Here is what the fabric looked like after stitching but before cutting. I put the knots on the outside to emphasize that it's hand made. It's also more comfortable to have the knots on the outside where they aren't right next to your skin.
Next are several photos of another shirt I made using the same techniques. This long sleeved tunic is made out of Modal jersey, which is a type of rayon made from beech trees. To say it's rayon means it is semi synthetic cellulose fiber. It is very soft and springy, much more springy than cotton. You could probably shoot this shirt across the room like a slingshot, but I haven't tried it yet. 
This is my dress form, Marge wearing the top. This jersey fabric is a thicker weight from the cotton above, making this a warm and cozy shirt that is both comfortable and fancy. Its weight and spring help it to drape nicely. I'm looking forward to wearing it a lot this winter.
 Here is a process photo of the cutwork. 
I thought the design needed some more density, so I added the blue stitching you can see below.  This is the back left shoulder.
I end with a heart to offer you my appreciating for making it this far.  This photo shows the center front of one of my very favorite shirts with black and taupe jersey and big patches of floral embroidery (not shown). 
I got an oil stain right on the center front of this favorite shirt of mine. So here's how I fixed it. This is reverse applique with red cotton jersey and two rows of running stitch. Good as new. Have a great day. Thanks for looking.

Wednesday, October 12, 2016

Free Beading Pattern - Sierpinski Triangle

Once upon a time I was going to write a beading book on beaded angle weaves.  The first part of the book was going to show how to bead many of the basic angle weaves, and the last part of the book was going to show lots of charts of flat weave designs.
I abandoned that book idea long ago, although I haven't abandoned the idea of writing a beading book, just that one.  Some of the designs that I would have included in the book are now available for free here on my blog, including Hexagon Angle Weave, Circle Earrings, David's Star, and Super Right Angle Weave.  Others are in my Etsy shop and website, including Kepler's Star, Night Sky, Honeycomb, Lozenge, Book of Kells, and Solaris.

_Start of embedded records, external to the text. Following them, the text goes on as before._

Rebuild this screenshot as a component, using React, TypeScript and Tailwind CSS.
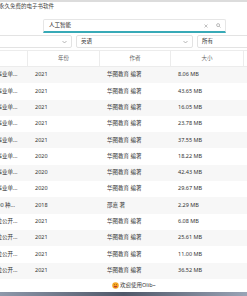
import React from "react";

const rows = [
  { title: "湖北省事业单...", year: "2021", author: "华图教育 编著", size: "8.06 MB" },
  { title: "湖北省事业单...", year: "2021", author: "华图教育 编著", size: "43.65 MB" },
  { title: "湖北省事业单...", year: "2021", author: "华图教育 编著", size: "16.05 MB" },
  { title: "湖北省事业单...", year: "2021", author: "华图教育 编著", size: "23.78 MB" },
  { title: "湖北省事业单...", year: "2021", author: "华图教育 编著", size: "37.55 MB" },
  { title: "湖北省事业单...", year: "2020", author: "华图教育 编著", size: "18.22 MB" },
  { title: "湖北省事业单...", year: "2020", author: "华图教育 编著", size: "42.43 MB" },
  { title: "湖北省事业单...", year: "2020", author: "华图教育 编著", size: "29.67 MB" },
  { title: "行测1000 种...", year: "2018", author: "邵嘉 著", size: "2.29 MB" },
  { title: "事业单位公开...", year: "2021", author: "华图教育 编著", size: "6.08 MB" },
  { title: "事业单位公开...", year: "2021", author: "华图教育 编著", size: "25.61 MB" },
  { title: "事业单位公开...", year: "2021", author: "华图教育 编著", size: "11.00 MB" },
  { title: "事业单位公开...", year: "2021", author: "华图教育 编著", size: "36.52 MB" },
];

const Chevron = () => (
  <svg width="5" height="4" viewBox="0 0 10 6" fill="none" stroke="#9a9a9a" strokeWidth="1.4">
    <path d="M1 1l4 4 4-4" />
  </svg>
);

const Select = ({ label, className }: { label: string; className: string }) => (
  <div
    className={`flex h-[13px] items-center justify-between rounded-[2px] border border-[#e3e3e3] bg-white px-[4px] ${className}`}
  >
    <span className="text-[#333]">{label}</span>
    <Chevron />
  </div>
);

export default function App() {
  return (
    <div
      className="h-[296px] w-[247px] overflow-hidden bg-white text-[5.5px] leading-none text-[#333]"
      style={{ fontFamily: '"Noto Sans", "Noto Sans CJK SC", sans-serif' }}
    >
      <div className="h-[2px] bg-[#dcdcdc]" />
      <div className="-ml-[28px] w-[360px]">
        {/* 标题 */}
        <div className="flex h-[10px] items-center pl-[27px] text-[#444]">永久免费的电子书软件</div>

        {/* 搜索 */}
        <div className="ml-[71px] mt-[7px] flex h-[14px] w-[183px] items-center justify-between rounded-t-[2px] border border-b-2 border-[#e6e6e6] border-b-[#38aab7] pl-[5px] pr-[4px]">
          <span className="text-[#222]">人工智能</span>
          <div className="flex items-center gap-[8px]">
            <svg width="4" height="4" viewBox="0 0 8 8" stroke="#999" strokeWidth="1.2">
              <path d="M1 1l6 6M7 1L1 7" />
            </svg>
            <svg width="5" height="5" viewBox="0 0 10 10" fill="none" stroke="#999" strokeWidth="1.3">
              <circle cx="4.2" cy="4.2" r="3" />
              <path d="M6.5 6.5L9 9" />
            </svg>
          </div>
        </div>

        {/* 筛选 */}
        <div className="mt-[2px] flex gap-[4px] pl-[8px]">
          <Select label="" className="w-[92px]" />
          <Select label="英语" className="w-[117px]" />
          <div className="flex h-[13px] w-[120px] items-center rounded-[2px] border border-[#e3e3e3] px-[4px]">所有</div>
        </div>

        {/* 表格 */}
        <div className="mt-[2px]">
          <div className="grid h-[17px] grid-cols-[55px_72px_71px_73px_80px] border-y border-[#ececec] text-[#666]">
            <div />
            <div className="flex items-center justify-center border-l border-[#ececec]">年份</div>
            <div className="flex items-center justify-center border-l border-[#ececec]">作者</div>
            <div className="flex items-center justify-center border-l border-[#ececec]">大小</div>
            <div className="border-l border-[#ececec]" />
          </div>
          {rows.map((r, i) => (
            <div
              key={i}
              className={`grid h-[16.3px] grid-cols-[55px_72px_71px_73px_80px] items-center ${
                i % 2 === 0 ? "bg-[#f7f7f7]" : "bg-white"
              }`}
            >
              <div className="whitespace-nowrap pl-[8px]">{r.title}</div>
              <div className="px-[8px]">{r.year}</div>
              <div className="px-[8px]">{r.author}</div>
              <div className="px-[8px]">{r.size}</div>
              <div />
            </div>
          ))}
        </div>

        {/* 底部 */}
        <div className="flex h-[13px] items-center pl-[140px]">
          <svg width="7" height="7" viewBox="0 0 14 14">
            <circle cx="7" cy="7" r="6.5" fill="#f5a623" />
            <circle cx="4.8" cy="5.5" r="0.9" fill="#6b3a00" />
            <circle cx="9.2" cy="5.5" r="0.9" fill="#6b3a00" />
            <path d="M3.5 8h7a3.5 3 0 0 1-7 0z" fill="#c0392b" />
          </svg>
          <span className="ml-[1px] text-[#333]">欢迎使用Olib~</span>
        </div>
      </div>
      <div className="h-[4px] bg-gradient-to-r from-[#8e98aa] via-[#505869] to-[#9aa4b6]" />
    </div>
  );
}
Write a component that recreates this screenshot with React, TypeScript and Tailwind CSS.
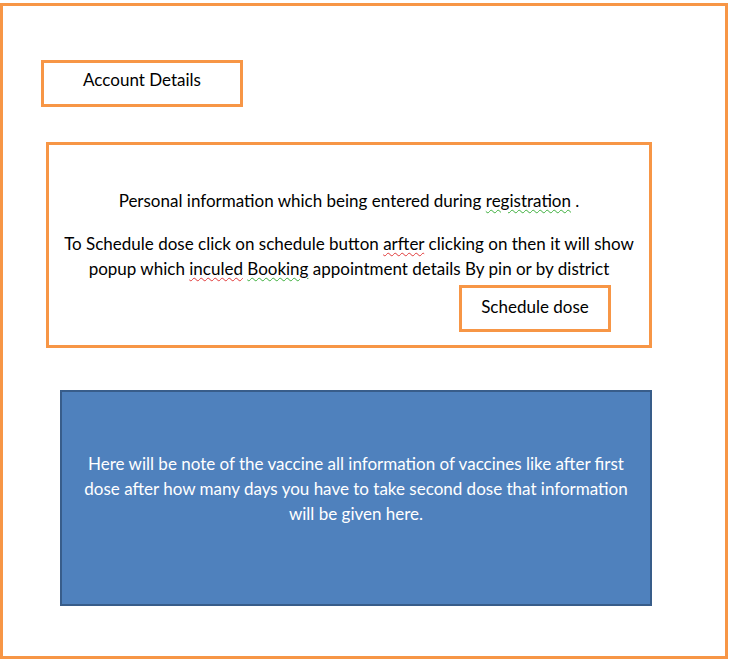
export default function App() {
  return (
    <div className="min-h-screen bg-white pt-[3px] font-['Lato','Liberation_Sans',sans-serif] text-[17px] text-black">
      <div className="w-[728px] h-[656px] border-[3px] border-[#f79646] flex flex-col items-start">
        {/* account details tab */}
        <div className="ml-[38px] mt-[54px] w-[202px] h-[47px] border-[3px] border-[#f79646] flex justify-center pt-[4px] leading-[25px]">
          Account Details
        </div>

        {/* personal info card */}
        <div className="ml-[43px] mt-[35px] w-[606px] h-[206px] border-[3px] border-[#f79646] flex flex-col items-center pt-[43px] leading-[25px]">
          <p className="whitespace-nowrap">
            Personal information which being entered during{' '}
            <span className="underline decoration-wavy decoration-[#3cae3c] decoration-1 underline-offset-2">registration</span> .
          </p>
          <p className="mt-[18px] text-center whitespace-nowrap">
            To Schedule dose click on schedule button{' '}
            <span className="underline decoration-wavy decoration-[#e03a3a] decoration-1 underline-offset-2">arfter</span> clicking on then it will show
            <br />
            popup which{' '}
            <span className="underline decoration-wavy decoration-[#e03a3a] decoration-1 underline-offset-2">inculed</span>{' '}
            <span className="underline decoration-wavy decoration-[#3cae3c] decoration-1 underline-offset-2">Booking</span> appointment details By pin or by district
          </p>
          <div className="self-end mr-[38px] mt-[4px] w-[152px] h-[47px] border-[3px] border-[#f79646] flex justify-center pt-[6px] leading-[25px]">
            Schedule dose
          </div>
        </div>

        {/* vaccine note */}
        <div className="ml-[57px] mt-[42px] w-[592px] h-[216px] bg-[#4f81bd] border-2 border-[#385d8a] flex items-center justify-center">
          <p className="text-center text-white leading-[25px] whitespace-nowrap pb-[20px]">
            Here will be note of the vaccine all information of vaccines like after first
            <br />
            dose after how many days you have to take second dose that information
            <br />
            will be given here.
          </p>
        </div>
      </div>
    </div>
  );
}
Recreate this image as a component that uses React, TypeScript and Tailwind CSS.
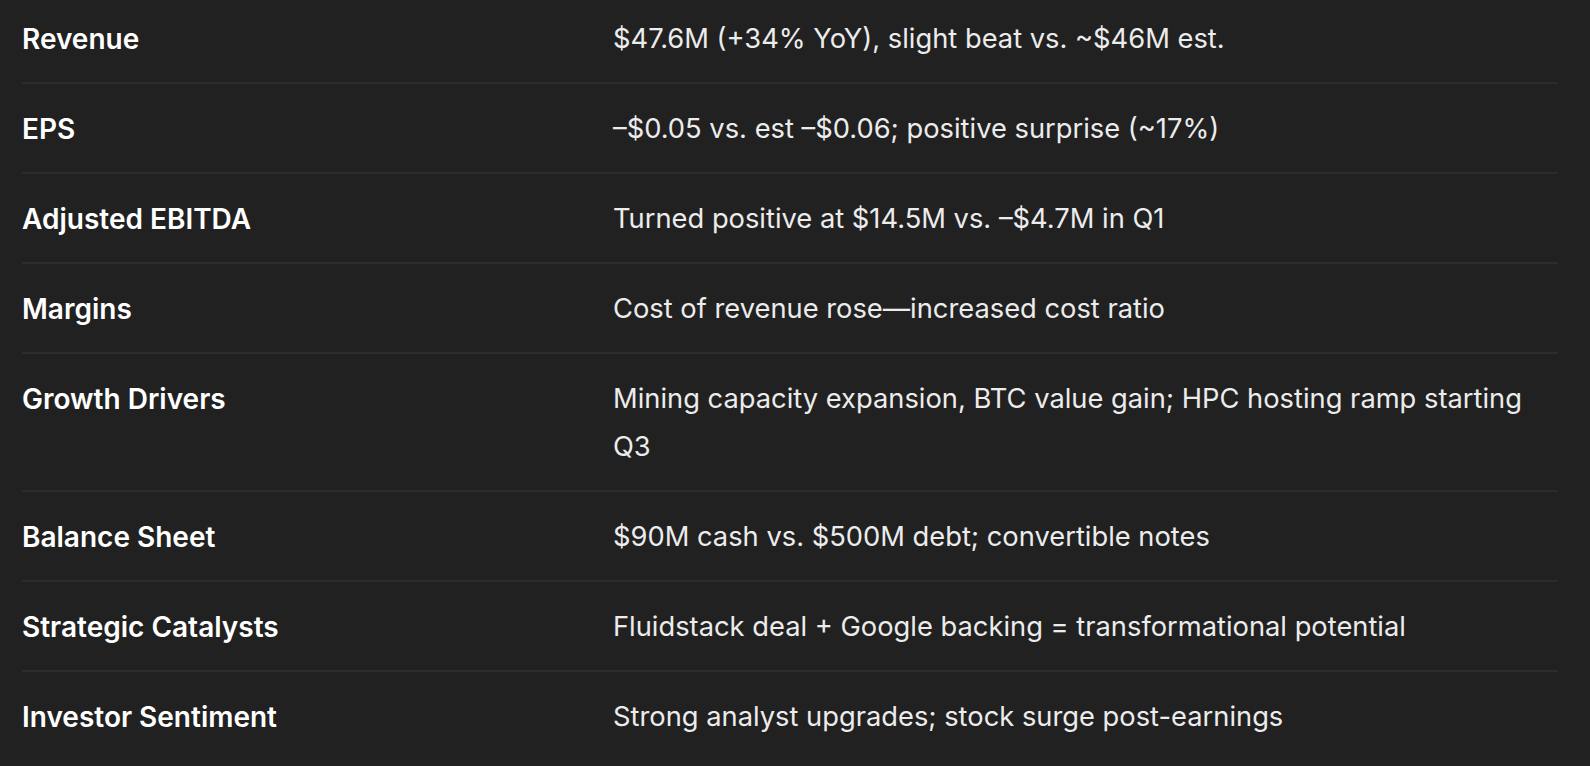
const rows: [string, string][] = [
  ['Revenue', '$47.6M (+34% YoY), slight beat vs. ~$46M est.'],
  ['EPS', '–$0.05 vs. est –$0.06; positive surprise (~17%)'],
  ['Adjusted EBITDA', 'Turned positive at $14.5M vs. –$4.7M in Q1'],
  ['Margins', 'Cost of revenue rose—increased cost ratio'],
  ['Growth Drivers', 'Mining capacity expansion, BTC value gain; HPC hosting ramp starting Q3'],
  ['Balance Sheet', '$90M cash vs. $500M debt; convertible notes'],
  ['Strategic Catalysts', 'Fluidstack deal + Google backing = transformational potential'],
  ['Investor Sentiment', 'Strong analyst upgrades; stock surge post-earnings'],
]

export default function App() {
  return (
    <div className="h-screen w-full overflow-hidden bg-[#212121] pl-[22px] font-['Inter','Noto_Sans',sans-serif] text-[#ececec]">
      <table className="w-[1536px] table-fixed border-collapse leading-[48px]">
        <colgroup>
          <col className="w-[591px]" />
          <col />
        </colgroup>
        <tbody>
          {rows.map(([label, value], i) => (
            <tr key={label} className="border-b-2 border-[#2c2c2c] last:border-b-0">
              <td className={`${i === 0 ? 'pt-[15px]' : 'pt-[21px]'} pb-[19px] align-top text-[28px] font-semibold text-white`}>
                {label}
              </td>
              <td className={`${i === 0 ? 'pt-[15px]' : 'pt-[21px]'} pb-[19px] pr-[24px] align-top text-[27.3px]`}>
                {value}
              </td>
            </tr>
          ))}
        </tbody>
      </table>
    </div>
  )
}
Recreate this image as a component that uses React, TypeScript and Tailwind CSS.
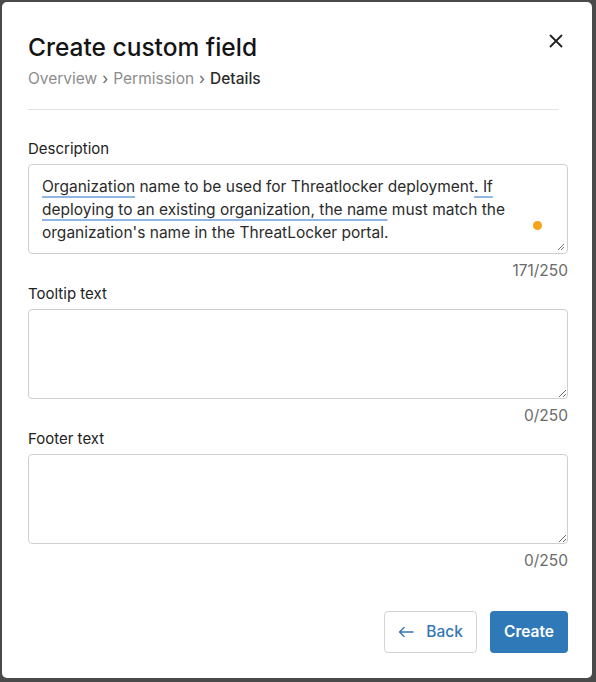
import React from "react";

const font = { fontFamily: "Inter, 'Noto Sans', sans-serif" };

function Counter({ value }: { value: string }) {
  return (
    <div className="text-right text-[15.5px] leading-[20px] text-[#6b6b6b] mt-[7px]">
      {value}
    </div>
  );
}

function Grip() {
  return (
    <svg
      className="absolute right-[2px] bottom-[2px]"
      width="8"
      height="8"
      viewBox="0 0 8 8"
    >
      <path d="M7 1 L1 7 M7 4 L4 7" stroke="#777" strokeWidth="1" />
    </svg>
  );
}

function EmptyArea() {
  return (
    <textarea className="block w-full h-[90px] rounded-[4px] border border-[#cfcfcf] bg-white outline-none resize-y" />
  );
}

export default function App() {
  const ul = "underline decoration-[#8fb6e6] decoration-2 underline-offset-[4px]";
  return (
    <div
      className="w-[596px] h-[682px] bg-[#4a4a4a] pt-[2px] pl-[2px] pr-[4px] pb-[4px]"
      style={font}
    >
      <div className="h-full bg-white rounded-[5px] flex flex-col pl-[26px] pr-[24px]">
        <div className="flex items-start justify-between pt-[30px]">
          <div>
            <h1 className="text-[24.5px] leading-[30px] font-medium text-[#141414]">
              Create custom field
            </h1>
            <div className="flex items-center text-[15.5px] leading-[20px] mt-[7px] text-[#8d8d8d]">
              <span>Overview</span>
              <span className="mx-[5px] text-[#666]">›</span>
              <span>Permission</span>
              <span className="mx-[5px] text-[#666]">›</span>
              <span className="text-[#2b2b2b] font-medium">Details</span>
            </div>
          </div>
          <button className="mt-[2px] mr-[5px] text-[#222]">
            <svg width="14" height="14" viewBox="0 0 14 14">
              <path
                d="M1.5 1.5 L12.5 12.5 M12.5 1.5 L1.5 12.5"
                stroke="currentColor"
                strokeWidth="1.8"
                strokeLinecap="round"
              />
            </svg>
          </button>
        </div>
        <div className="h-px bg-[#e2e2e2] mt-[20px] mr-[9px]" />

        <div className="mt-[29px]">
          <label className="block text-[15px] leading-[20px] text-[#222]">
            Description
          </label>
          <div className="relative mt-[5px] h-[90px] rounded-[4px] border border-[#cfcfcf] bg-white px-[13px] pt-[10px] text-[15.5px] leading-[23px] text-[#2b2b2b] whitespace-nowrap">
            <div>
              <span className={ul}>Organization</span> name to be used for
              Threatlocker deployment<span className={ul}>. If</span>
            </div>
            <div>
              <span className={ul}>deploying to an existing organization, the name</span>{" "}
              must match the
            </div>
            <div>organization's name in the ThreatLocker portal.</div>
            <span className="absolute left-[504px] top-[56px] w-[9px] h-[9px] rounded-full bg-[#f7a21b]" />
            <Grip />
          </div>
          <Counter value="171/250" />
        </div>

        <div className="mt-[3px]">
          <label className="block text-[15px] leading-[20px] text-[#222]">
            Tooltip text
          </label>
          <div className="mt-[5px]">
            <EmptyArea />
          </div>
          <Counter value="0/250" />
        </div>

        <div className="mt-[3px]">
          <label className="block text-[15px] leading-[20px] text-[#222]">
            Footer text
          </label>
          <div className="mt-[5px]">
            <EmptyArea />
          </div>
          <Counter value="0/250" />
        </div>

        <div className="flex justify-end gap-[13px] mt-[40px]">
          <button className="h-[42px] w-[93px] rounded-[4px] border border-[#d3d3d3] bg-white flex items-center justify-center gap-[12px] text-[15.5px] font-medium text-[#3577b5]">
            <svg width="16" height="12" viewBox="0 0 16 12">
              <path
                d="M15 6 H2 M6 1.5 L1.5 6 L6 10.5"
                fill="none"
                stroke="currentColor"
                strokeWidth="1.4"
                strokeLinecap="round"
                strokeLinejoin="round"
              />
            </svg>
            Back
          </button>
          <button className="h-[42px] w-[78px] rounded-[4px] bg-[#2f79b9] text-white text-[15.5px] font-semibold">
            Create
          </button>
        </div>
      </div>
    </div>
  );
}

Before I tossed aside the idea of completing the book, I created three sample pages for the section with the charts.  Today, I'm sharing them with you because they're not doing anything particularly interesting sitting inside my computer.  I hope you enjoy them.

Have a great day. Thanks for looking.

Friday, October 7, 2016

New Tutorial - Solstice Earrings

You can learn to make Solstice Earrings with this original variation on Cubic Right Angle Weave (CRAW). This tutorial is very detailed, written for advanced beginner beaders who have a basic knowledge of bead weaving. Knowledge of CRAW is recommended but not assumed.
Solstice Earrings use two types of fancy beads, combined with our old favorites of seed beads and rounds. The fancies include little drops or daggers and little beads with two holes. This purple pair below is available here: Purple Solstice Earrings.
Several pages show and describe 6 pairs of earrings using different types of fancy beads, including all of these.
Depending on which bead shapes you use, each Solstice Earring is usually a little over an inch wide (28-30 mm) and 20-22 mm tall. You can also make large earrings (48 mm wide) like this pair with long dagger beads, which are for sale here: Neon Pink Solstice Earrings.

The tutorial is 15 pages, with over 90 full color illustrations and photographs, a COLORFUL FEAST for the eyes. The tutorial gives highly detailed illustrations, photographs, and written instructions to make six different pairs of earrings. That I have made so many pairs of Solstice Earrings is a testament to how much fun these are to make and wear. This is my King Tut pair in lapis blue and gold.
Thanks for looking.  Have a great weekend.